▶ DESCRIPTION OF THE TASK: Write out, word for word, the stretch of lines beginning at the one with "What React, TypeScript" and ending at the one with "absolute whitespace-nowrap leading-none", omitting the images.

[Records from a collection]
====

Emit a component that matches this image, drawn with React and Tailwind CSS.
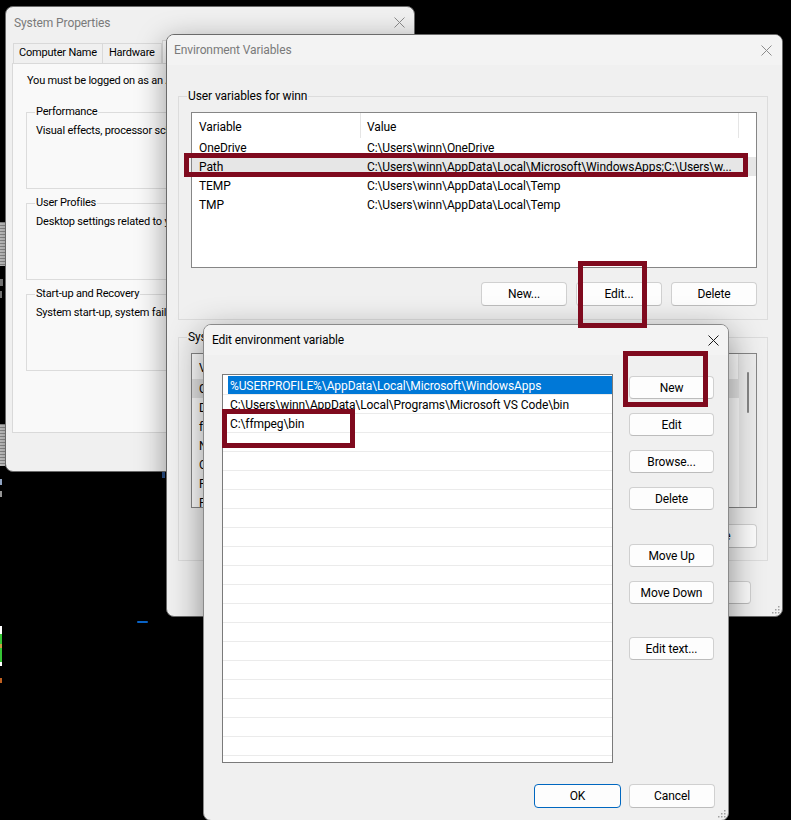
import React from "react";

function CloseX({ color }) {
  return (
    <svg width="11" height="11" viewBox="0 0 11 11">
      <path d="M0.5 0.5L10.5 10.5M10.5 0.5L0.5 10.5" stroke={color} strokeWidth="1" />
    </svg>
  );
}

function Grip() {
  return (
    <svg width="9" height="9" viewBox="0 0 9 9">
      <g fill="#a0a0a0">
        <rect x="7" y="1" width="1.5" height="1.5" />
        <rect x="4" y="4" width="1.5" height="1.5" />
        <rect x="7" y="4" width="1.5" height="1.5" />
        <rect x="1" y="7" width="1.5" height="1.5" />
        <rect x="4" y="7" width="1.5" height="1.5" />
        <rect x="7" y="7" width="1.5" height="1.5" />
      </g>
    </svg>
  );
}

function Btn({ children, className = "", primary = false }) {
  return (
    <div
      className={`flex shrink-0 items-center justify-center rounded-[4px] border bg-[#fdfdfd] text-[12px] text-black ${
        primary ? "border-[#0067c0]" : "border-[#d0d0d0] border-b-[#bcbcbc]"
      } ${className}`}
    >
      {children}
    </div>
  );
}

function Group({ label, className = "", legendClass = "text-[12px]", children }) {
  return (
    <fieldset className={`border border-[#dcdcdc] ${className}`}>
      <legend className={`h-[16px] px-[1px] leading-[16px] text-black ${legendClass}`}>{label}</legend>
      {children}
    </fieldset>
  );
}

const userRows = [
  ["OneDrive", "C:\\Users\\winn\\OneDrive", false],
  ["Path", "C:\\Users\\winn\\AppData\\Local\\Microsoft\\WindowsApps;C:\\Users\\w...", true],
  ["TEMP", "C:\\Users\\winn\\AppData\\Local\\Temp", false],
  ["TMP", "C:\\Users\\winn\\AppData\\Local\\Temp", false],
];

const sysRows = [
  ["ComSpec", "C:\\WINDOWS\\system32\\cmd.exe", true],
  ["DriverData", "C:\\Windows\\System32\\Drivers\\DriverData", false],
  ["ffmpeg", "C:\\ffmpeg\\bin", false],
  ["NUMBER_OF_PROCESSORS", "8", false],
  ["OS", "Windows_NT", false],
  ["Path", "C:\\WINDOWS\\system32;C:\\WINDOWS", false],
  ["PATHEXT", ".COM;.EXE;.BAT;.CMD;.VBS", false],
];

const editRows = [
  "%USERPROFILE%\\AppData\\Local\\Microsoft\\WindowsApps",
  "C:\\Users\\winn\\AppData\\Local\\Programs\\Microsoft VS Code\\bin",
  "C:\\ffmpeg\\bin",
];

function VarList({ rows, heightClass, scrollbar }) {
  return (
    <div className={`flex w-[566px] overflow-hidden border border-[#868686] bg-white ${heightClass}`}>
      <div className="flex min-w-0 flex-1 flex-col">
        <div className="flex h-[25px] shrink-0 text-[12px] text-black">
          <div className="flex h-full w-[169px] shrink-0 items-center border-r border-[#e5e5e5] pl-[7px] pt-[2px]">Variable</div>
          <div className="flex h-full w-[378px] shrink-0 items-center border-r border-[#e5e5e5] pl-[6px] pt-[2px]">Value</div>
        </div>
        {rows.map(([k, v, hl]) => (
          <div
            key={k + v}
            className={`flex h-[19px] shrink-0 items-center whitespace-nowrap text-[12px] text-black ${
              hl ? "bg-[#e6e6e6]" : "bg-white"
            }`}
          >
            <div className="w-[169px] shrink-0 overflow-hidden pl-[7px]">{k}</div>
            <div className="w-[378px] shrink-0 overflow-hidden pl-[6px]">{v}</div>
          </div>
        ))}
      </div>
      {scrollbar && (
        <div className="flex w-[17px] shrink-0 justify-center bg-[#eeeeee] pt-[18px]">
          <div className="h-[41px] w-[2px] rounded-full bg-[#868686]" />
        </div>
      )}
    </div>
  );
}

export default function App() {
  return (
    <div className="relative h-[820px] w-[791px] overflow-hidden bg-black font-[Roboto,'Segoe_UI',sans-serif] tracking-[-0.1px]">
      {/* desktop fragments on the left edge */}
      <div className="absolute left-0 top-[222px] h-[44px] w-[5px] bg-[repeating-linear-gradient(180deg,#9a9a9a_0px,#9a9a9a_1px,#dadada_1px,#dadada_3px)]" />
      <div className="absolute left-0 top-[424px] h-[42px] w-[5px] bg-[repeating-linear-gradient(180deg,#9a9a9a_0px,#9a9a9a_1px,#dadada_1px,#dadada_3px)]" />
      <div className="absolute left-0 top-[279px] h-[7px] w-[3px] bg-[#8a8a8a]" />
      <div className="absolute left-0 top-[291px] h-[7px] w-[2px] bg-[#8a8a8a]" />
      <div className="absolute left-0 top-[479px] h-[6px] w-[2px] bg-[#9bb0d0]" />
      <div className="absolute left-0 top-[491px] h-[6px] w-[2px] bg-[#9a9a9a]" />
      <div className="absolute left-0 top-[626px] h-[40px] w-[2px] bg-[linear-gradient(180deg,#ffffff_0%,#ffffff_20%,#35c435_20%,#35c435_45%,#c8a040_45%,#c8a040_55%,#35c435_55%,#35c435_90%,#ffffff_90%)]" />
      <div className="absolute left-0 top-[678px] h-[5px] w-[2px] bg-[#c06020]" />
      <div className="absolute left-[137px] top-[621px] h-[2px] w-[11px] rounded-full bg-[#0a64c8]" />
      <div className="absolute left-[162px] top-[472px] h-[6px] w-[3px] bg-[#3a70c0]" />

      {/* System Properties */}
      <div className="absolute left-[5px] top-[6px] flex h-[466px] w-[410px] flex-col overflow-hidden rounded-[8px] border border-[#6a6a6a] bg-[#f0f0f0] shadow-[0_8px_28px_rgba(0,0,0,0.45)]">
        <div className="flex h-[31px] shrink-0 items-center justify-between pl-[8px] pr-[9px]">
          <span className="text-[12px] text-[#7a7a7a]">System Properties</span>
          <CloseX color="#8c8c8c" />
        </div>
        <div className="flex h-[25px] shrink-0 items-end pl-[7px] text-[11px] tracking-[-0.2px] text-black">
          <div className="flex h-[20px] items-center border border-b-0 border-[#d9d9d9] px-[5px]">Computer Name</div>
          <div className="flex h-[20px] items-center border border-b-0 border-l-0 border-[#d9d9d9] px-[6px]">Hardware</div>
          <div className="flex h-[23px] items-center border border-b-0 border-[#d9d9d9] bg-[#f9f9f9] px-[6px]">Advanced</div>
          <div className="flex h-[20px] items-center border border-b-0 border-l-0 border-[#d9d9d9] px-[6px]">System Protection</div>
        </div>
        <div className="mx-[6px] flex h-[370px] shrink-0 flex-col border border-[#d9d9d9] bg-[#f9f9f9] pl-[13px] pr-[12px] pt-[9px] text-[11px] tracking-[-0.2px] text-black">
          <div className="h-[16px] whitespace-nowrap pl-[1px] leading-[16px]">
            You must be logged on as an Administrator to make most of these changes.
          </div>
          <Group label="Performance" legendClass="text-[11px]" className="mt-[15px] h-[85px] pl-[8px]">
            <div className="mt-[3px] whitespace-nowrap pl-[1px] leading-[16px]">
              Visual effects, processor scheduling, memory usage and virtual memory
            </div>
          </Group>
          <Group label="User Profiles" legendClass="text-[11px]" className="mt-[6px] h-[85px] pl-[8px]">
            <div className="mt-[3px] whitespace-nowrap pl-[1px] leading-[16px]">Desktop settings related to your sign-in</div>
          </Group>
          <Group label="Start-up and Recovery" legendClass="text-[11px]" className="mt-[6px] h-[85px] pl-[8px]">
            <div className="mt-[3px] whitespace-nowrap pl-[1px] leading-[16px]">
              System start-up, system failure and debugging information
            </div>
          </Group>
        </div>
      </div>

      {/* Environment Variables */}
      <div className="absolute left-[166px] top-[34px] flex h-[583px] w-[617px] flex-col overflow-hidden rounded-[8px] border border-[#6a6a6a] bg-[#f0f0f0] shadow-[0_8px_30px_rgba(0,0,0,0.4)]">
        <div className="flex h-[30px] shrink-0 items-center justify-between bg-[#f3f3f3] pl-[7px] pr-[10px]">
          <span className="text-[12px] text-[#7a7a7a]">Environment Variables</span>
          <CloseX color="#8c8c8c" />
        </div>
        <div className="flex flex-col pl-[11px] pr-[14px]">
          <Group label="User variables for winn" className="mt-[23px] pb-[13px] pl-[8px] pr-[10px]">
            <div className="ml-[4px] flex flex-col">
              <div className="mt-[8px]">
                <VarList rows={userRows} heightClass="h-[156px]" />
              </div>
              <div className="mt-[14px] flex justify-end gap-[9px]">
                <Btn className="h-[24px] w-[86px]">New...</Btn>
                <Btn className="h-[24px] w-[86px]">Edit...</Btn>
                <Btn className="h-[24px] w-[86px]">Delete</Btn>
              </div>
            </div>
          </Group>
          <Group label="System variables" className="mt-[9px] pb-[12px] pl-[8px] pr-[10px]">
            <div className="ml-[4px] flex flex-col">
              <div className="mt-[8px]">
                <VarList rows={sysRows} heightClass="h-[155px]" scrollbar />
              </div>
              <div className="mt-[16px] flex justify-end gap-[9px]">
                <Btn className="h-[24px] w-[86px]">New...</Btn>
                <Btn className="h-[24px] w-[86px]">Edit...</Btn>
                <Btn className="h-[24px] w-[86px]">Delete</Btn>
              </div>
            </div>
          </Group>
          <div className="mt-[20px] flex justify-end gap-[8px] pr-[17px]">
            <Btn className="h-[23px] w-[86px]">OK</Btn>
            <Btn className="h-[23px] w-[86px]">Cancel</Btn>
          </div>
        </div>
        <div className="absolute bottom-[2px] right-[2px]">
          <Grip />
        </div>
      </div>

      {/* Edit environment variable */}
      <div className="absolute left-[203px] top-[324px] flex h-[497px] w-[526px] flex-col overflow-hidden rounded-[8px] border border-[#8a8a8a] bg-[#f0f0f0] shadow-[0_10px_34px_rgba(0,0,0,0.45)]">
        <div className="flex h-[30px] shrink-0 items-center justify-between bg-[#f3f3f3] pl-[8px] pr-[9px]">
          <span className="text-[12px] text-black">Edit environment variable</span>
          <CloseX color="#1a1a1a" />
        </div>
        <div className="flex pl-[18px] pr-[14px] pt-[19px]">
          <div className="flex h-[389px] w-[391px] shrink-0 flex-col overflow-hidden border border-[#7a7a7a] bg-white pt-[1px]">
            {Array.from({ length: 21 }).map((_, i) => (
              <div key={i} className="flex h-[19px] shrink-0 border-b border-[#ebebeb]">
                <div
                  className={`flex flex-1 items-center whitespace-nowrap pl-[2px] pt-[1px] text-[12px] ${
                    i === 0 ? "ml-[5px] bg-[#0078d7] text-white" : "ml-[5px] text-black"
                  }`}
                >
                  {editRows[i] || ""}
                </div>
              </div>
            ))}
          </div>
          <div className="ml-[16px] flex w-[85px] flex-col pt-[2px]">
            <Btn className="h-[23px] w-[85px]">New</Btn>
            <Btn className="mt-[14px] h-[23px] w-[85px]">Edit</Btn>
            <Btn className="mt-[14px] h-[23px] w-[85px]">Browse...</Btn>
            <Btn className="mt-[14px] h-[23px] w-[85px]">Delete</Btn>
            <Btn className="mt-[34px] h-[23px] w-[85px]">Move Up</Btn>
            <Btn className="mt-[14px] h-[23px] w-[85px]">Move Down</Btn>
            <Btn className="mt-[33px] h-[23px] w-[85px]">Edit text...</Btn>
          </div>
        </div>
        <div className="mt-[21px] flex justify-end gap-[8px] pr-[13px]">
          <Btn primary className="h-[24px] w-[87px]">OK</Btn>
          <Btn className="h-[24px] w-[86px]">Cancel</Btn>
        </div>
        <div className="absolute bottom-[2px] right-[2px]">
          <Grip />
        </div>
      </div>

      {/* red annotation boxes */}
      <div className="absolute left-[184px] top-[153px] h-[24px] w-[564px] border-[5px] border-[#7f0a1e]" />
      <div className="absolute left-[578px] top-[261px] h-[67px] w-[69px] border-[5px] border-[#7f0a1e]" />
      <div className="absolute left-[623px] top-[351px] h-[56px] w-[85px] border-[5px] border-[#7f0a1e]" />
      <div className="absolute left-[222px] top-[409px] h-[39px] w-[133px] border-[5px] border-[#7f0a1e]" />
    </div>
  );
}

====

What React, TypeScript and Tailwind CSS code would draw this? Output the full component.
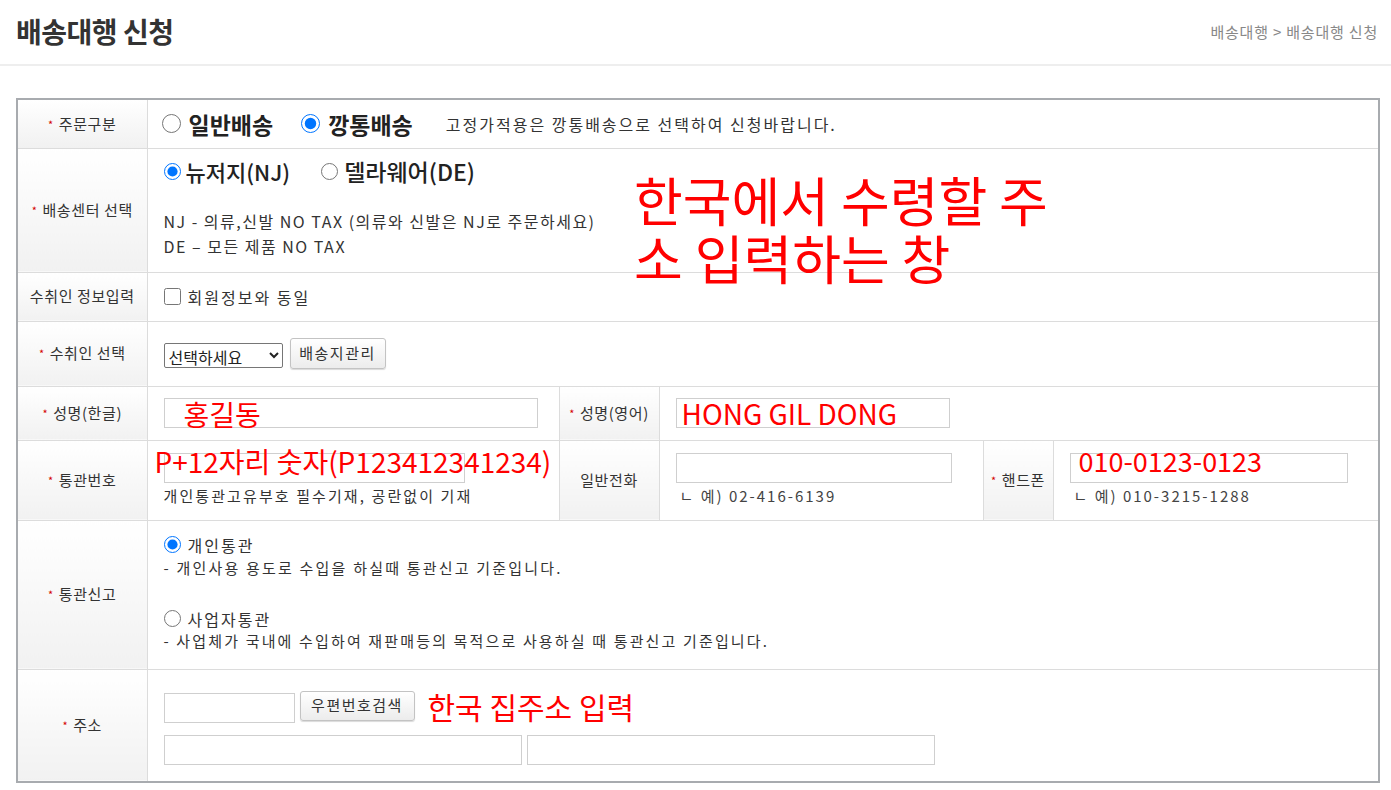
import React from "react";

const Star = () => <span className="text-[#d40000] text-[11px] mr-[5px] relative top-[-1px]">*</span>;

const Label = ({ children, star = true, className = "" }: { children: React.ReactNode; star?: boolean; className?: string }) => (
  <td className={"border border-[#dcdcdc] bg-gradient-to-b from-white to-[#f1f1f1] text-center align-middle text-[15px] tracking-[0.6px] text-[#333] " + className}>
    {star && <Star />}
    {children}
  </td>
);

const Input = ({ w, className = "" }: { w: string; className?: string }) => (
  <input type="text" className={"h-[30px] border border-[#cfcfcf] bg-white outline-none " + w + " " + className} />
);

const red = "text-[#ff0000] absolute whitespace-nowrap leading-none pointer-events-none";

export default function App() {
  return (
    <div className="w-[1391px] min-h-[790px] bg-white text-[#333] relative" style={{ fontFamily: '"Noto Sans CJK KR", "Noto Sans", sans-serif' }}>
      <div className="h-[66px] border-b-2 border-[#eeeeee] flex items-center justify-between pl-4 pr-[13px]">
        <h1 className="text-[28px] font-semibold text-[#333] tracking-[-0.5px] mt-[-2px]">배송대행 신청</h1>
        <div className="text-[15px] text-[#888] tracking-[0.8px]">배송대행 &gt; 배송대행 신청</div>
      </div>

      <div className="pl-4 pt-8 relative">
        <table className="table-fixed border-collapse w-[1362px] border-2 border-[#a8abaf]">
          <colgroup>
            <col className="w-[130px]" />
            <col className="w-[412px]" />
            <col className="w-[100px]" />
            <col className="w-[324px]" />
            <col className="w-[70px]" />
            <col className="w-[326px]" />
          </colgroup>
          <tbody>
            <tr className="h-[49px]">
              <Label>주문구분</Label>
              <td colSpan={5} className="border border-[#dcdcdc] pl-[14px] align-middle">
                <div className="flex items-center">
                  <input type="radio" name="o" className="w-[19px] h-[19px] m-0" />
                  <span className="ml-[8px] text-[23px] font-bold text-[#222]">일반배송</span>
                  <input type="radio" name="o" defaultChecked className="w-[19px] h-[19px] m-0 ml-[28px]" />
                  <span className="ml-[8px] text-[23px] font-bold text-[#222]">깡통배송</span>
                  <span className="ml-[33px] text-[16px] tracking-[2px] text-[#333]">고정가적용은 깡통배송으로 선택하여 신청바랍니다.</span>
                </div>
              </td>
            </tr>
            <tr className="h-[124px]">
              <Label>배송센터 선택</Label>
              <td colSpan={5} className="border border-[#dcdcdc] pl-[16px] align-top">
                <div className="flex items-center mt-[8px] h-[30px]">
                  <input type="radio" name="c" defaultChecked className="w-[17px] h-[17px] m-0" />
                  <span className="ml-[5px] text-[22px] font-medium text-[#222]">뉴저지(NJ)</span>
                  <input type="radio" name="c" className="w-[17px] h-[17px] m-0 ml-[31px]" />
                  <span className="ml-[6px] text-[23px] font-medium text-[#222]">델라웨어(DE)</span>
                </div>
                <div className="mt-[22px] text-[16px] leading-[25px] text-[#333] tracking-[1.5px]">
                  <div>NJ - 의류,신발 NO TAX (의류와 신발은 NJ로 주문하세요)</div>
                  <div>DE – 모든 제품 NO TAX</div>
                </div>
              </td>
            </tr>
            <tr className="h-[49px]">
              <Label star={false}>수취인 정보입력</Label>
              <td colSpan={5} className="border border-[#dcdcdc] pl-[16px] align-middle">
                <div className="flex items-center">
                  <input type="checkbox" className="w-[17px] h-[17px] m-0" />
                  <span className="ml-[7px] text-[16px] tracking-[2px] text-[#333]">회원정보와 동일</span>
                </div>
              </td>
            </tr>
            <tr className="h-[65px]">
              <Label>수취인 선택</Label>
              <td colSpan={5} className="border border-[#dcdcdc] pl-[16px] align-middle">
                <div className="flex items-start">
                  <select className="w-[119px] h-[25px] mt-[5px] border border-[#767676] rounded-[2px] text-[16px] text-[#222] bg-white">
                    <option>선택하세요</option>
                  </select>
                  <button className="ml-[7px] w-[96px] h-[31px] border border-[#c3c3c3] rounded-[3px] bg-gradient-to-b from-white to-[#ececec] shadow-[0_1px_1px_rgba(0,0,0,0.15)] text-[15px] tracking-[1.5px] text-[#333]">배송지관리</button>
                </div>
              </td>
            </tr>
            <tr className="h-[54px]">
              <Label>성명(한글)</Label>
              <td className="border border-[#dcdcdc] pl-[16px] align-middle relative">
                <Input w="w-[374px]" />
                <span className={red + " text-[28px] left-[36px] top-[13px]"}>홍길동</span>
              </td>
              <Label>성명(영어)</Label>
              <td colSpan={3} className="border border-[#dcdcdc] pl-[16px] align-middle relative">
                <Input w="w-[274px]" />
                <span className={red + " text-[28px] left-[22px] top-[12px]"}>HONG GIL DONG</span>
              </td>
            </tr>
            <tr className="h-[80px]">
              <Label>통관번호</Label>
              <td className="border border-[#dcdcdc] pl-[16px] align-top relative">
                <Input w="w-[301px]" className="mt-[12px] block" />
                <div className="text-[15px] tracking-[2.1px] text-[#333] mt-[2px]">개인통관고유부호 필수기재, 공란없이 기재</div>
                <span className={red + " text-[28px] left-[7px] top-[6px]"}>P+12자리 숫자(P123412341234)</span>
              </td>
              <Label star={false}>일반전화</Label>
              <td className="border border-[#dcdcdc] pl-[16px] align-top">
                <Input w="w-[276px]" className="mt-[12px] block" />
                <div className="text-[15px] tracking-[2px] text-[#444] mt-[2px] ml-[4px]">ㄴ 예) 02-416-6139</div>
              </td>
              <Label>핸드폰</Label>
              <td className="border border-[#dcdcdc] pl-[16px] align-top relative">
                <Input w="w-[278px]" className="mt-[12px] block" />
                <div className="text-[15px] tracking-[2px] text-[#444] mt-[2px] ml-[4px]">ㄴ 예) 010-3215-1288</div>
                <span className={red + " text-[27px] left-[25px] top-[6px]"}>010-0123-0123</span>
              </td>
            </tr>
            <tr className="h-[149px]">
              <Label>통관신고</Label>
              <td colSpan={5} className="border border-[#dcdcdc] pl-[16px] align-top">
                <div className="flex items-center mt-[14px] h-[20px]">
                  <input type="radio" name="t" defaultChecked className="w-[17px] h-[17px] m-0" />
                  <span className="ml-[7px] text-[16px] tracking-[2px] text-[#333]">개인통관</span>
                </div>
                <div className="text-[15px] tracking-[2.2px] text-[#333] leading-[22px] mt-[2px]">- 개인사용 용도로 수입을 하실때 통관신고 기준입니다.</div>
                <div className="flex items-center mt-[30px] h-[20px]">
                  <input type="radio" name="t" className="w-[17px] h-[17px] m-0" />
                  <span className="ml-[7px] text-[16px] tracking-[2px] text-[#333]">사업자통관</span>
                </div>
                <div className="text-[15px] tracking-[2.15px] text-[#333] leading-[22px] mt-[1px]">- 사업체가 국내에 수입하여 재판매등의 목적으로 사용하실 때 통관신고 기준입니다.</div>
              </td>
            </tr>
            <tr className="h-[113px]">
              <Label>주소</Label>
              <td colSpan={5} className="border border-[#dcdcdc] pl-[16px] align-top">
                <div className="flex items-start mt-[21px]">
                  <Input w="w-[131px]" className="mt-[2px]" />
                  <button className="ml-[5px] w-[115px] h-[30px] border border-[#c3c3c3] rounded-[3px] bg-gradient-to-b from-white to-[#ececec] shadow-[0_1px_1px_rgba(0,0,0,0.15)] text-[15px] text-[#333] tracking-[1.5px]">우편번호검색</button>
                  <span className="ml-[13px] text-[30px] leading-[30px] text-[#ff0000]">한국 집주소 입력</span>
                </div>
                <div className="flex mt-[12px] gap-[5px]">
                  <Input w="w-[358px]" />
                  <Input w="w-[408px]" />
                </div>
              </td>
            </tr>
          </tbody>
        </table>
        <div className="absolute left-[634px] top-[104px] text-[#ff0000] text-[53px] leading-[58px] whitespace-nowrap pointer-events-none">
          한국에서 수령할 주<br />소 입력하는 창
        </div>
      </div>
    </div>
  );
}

====

▶ WRITTEN ANSWER:
What React, TypeScript and Tailwind CSS code would draw this? Output the full component.
import React from "react";

const Star = () => <span className="text-[#d40000] text-[11px] mr-[5px] relative top-[-1px]">*</span>;

const Label = ({ children, star = true, className = "" }: { children: React.ReactNode; star?: boolean; className?: string }) => (
  <td className={"border border-[#dcdcdc] bg-gradient-to-b from-white to-[#f1f1f1] text-center align-middle text-[15px] tracking-[0.6px] text-[#333] " + className}>
    {star && <Star />}
    {children}
  </td>
);

const Input = ({ w, className = "" }: { w: string; className?: string }) => (
  <input type="text" className={"h-[30px] border border-[#cfcfcf] bg-white outline-none " + w + " " + className} />
);

const red = "text-[#ff0000] absolute whitespace-nowrap leading-none pointer-events-none";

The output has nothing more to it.